= Gospel of the Lots of Mary =

Manuscript used for divination

The Gospel of the Lots of Mary is a Coptic writing dating to the fifth or sixth century used for divination or bibliomancy. It contains 37 answers to questions (lots (Note: Coptic: ⲕⲗⲏⲣⲟⲥ, Greek: klêros.)), though the methods for readers to select an answer are unclear. Its production and retrieval sites are unknown, though it may have been written near Antinoë in Upper Egypt, and it may have an earlier Greek edition from the fourth century.

== Description ==
The Gospel of the Lots of Mary is a small, 75 × 67 mm, manuscript or booklet written in the Coptic language. It contains 37 answers to questions, which unusually begin on the left (rather than right) page when the booklet is opened. The precise purpose of the manuscript is unknown, but because the answers are (inconsistently) numbered 1–37, it is likely a text used for divination or bibliomancy; (Note: Similar divination texts include the Sortes Sanctorum, the Sortes Astrampsychi, and the Sortes Barbarinianae (a simpler version of the Sortes Astrampsychi).) due to its size, it may have been for personal use. However, some of the answers are so generic that the manuscript may be used for the reader to develop piety. (Note: Wisniewski 2020, gives the example of the third oracle answer, regarding sin: "Do you not remember what has happened to you before today? And God saved you from everything. Do not (re)turn to this matter.") It may have been uniquely popular among women due to its title, though the answers are not exclusive to questions women were likely to ask. Its connection to its namesake, Mary, mother of Jesus, are not clear, though it includes several references to her and the archangel Gabriel.

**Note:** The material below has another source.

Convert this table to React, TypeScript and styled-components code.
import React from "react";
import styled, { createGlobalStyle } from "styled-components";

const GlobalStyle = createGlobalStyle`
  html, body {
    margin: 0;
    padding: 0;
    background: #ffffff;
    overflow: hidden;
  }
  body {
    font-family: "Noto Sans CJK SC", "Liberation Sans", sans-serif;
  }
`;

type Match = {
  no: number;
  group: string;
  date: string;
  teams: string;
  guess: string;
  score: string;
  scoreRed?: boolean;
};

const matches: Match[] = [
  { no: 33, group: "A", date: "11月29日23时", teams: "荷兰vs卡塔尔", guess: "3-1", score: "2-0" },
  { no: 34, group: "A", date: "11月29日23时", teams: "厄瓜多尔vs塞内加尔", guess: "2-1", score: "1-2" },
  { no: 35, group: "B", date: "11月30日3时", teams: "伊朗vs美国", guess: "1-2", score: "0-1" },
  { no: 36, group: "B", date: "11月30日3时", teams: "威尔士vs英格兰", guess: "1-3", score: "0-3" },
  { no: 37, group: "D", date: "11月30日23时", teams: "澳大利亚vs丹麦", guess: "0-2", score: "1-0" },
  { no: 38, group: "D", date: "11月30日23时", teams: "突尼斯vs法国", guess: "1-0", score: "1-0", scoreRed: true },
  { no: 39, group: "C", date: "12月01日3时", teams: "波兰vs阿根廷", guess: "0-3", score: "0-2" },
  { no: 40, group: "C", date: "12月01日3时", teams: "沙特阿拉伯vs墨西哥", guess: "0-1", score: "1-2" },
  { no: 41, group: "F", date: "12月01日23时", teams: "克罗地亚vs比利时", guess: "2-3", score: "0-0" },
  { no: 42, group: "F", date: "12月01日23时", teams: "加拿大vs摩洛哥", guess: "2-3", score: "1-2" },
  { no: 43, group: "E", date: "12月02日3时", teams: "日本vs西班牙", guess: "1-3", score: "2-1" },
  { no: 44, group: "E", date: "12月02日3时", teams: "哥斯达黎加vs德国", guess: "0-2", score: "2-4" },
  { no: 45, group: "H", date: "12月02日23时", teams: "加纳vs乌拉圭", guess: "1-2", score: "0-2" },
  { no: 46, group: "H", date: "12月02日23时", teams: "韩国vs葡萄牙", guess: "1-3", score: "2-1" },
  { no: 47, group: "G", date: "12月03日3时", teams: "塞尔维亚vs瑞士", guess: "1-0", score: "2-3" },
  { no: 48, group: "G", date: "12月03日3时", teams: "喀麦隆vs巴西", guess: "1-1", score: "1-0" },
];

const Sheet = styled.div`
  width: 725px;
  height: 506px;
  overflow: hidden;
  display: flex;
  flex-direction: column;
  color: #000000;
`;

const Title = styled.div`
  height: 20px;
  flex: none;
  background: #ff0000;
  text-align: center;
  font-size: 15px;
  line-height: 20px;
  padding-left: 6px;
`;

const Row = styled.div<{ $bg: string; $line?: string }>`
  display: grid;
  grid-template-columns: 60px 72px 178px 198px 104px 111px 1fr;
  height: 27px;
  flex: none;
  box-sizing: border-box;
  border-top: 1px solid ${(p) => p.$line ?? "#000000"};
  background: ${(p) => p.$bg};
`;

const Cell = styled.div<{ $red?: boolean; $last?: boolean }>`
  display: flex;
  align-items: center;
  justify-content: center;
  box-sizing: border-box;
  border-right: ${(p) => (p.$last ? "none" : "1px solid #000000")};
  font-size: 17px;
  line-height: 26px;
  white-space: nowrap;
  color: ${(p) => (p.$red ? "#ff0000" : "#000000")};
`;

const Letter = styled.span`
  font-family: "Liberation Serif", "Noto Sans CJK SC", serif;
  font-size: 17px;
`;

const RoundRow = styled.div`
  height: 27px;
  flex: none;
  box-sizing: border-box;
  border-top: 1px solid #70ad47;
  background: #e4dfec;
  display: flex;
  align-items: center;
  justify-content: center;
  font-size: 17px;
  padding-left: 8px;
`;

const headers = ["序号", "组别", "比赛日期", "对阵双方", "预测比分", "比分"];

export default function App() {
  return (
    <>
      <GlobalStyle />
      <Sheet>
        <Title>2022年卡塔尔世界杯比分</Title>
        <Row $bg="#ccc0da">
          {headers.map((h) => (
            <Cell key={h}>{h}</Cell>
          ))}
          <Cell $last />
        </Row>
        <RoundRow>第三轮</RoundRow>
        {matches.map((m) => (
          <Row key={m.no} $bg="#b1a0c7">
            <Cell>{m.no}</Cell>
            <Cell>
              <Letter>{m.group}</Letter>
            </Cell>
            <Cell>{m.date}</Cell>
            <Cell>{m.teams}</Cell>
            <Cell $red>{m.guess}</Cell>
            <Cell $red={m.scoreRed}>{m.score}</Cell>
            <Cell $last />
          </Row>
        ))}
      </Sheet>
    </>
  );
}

The most complete text dates to the fifth or sixth century, though there may be an earlier, fourth-century Greek original from the fourth century. While neither its production nor retrieval sites are known, it may have been written near Antinoë in Upper Egypt, which had a cult for Saint Colluthus; seventh-century fragments from oracles found in Antinoë closely match the text of the Gospel of the Lots of Mary. As of 2018, the text is at Harvard's Sackler Library. The first translation was published in 2014 by AnneMarie Luijendijk.